ANKA'nın haberine göre, 16 yıllık kocası evlendikten 1 yıl sonra yatalak hasta olan D.A, 2004’te kayınbiraderi T.A’nın tecavüzüne uğradı.

T.A, kadını ölümle tehdit ederek 2 yıl boyunca tecavüz etti. Bir yıl sonra bir kız çocuğu dünyaya getiren D.A, kızının T.A’ya benzemesi nedeniyle çıkan dedikodular üzerine vicdan azabı çekerek eşinden ayrılmaya karar verdi ve kayınbiraderi hakkında Erzurum 3. Ağır Ceza Mahkemesi’nde dava açtı.

YARGITAY'IN: RUH SAĞLIĞIN TECAVÜZDEN Mİ DEDİKODULARDAN MI BOZULDU?

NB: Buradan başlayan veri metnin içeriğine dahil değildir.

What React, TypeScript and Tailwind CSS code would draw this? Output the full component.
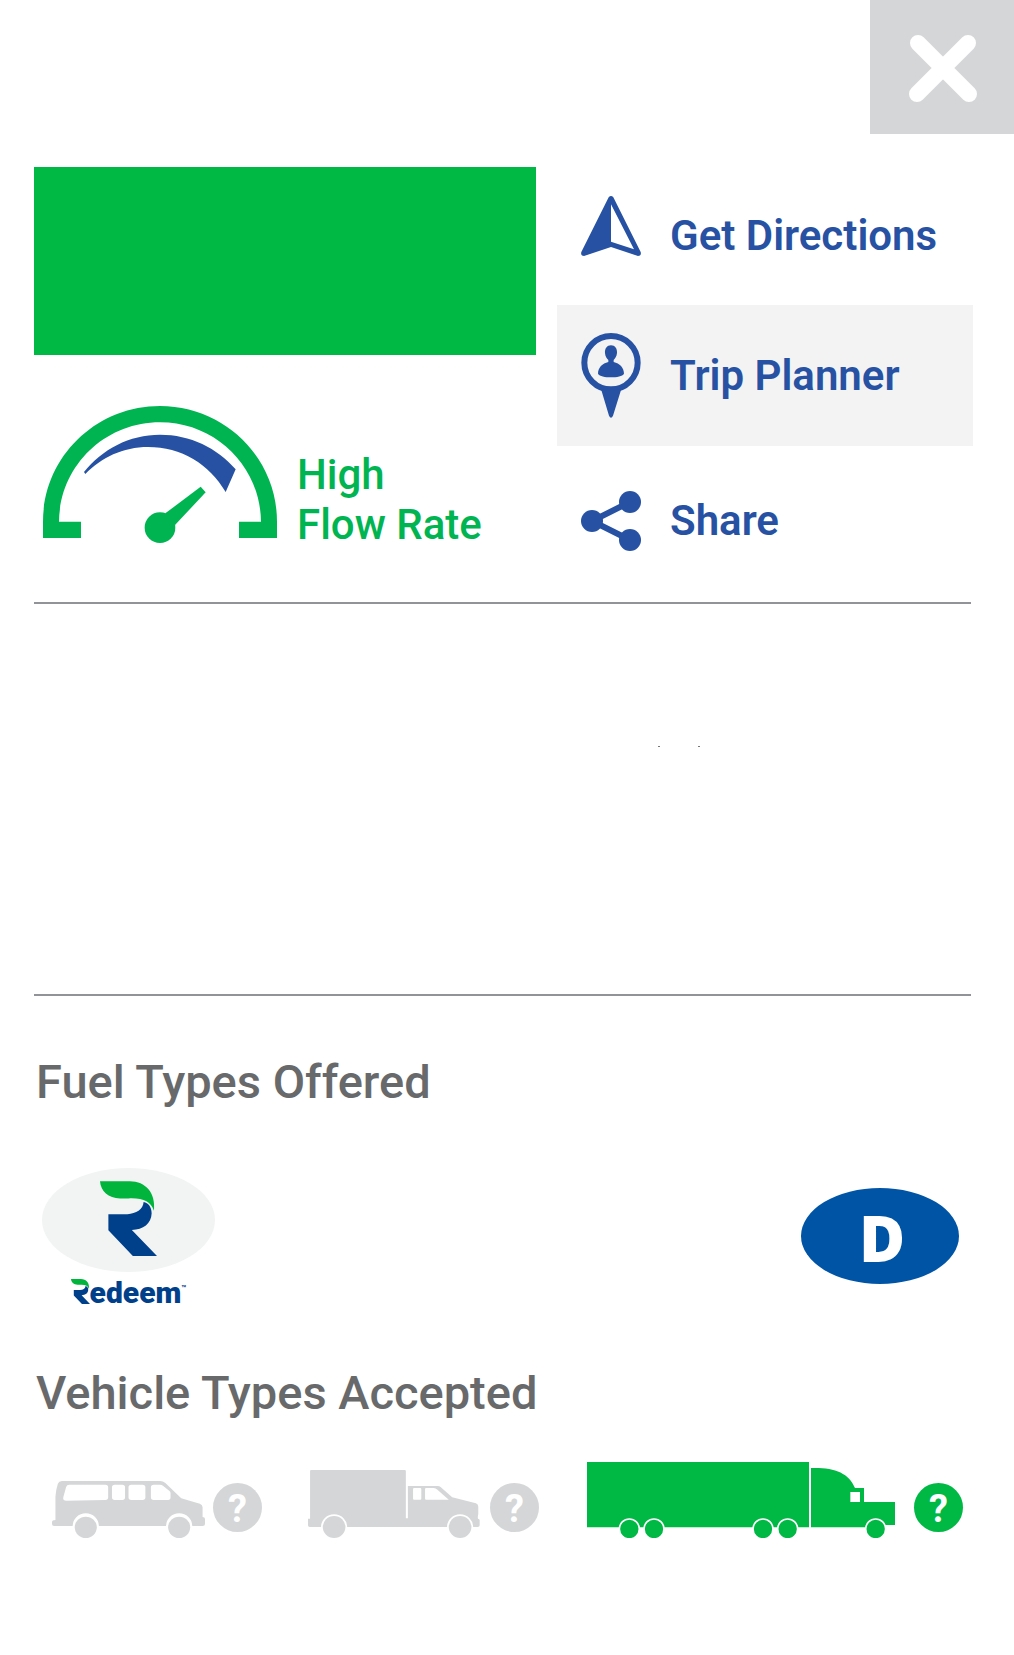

Çocuğun babasının yüzde 99 sanık T.A. olduğuna ilişkin rapor çıktı. Mağdurun, olay sonrası ruh sağlığının bozulduğuna ilişkin rapor hazırlandı. Sanığın eyleminin yengesine yönelik olduğundan cezayı yarı oranında artırarak 12 yıla çıkaran mahkeme, D.A’nın ruh sağlığı bozulduğu için cezayı önce 15 yıla, birden fazla tekrarlanması nedeniyle de 24 yıla çıkardı. Ceza, sanık T.A’nın iyi hali nedeniyle 20 yıla indirildi. Karara itiraz edilmesi üzerine dosya Yargıtay 14. Ceza Dairesi’ne geldi. Yargıtay, kadının ruh sağlığının tecavüz nedeniyle mi, yoksa olay sonrasındaki dedikodu ve çevre baskısı sonucu mu bozulduğunun belirlenmesini istedi.

'NE FARK EDER?'

Yerel mahkemenin yanıtı “Ne fark eder” olunca dosya Yargıtay Ceza Genel Kurulu’nun gündemine geldi. Kurul, tecavüz sonrasında tehdit eden kayınbiradere 20 yıl hapis cezası veren yerel mahkemenin kararını yerinde buldu.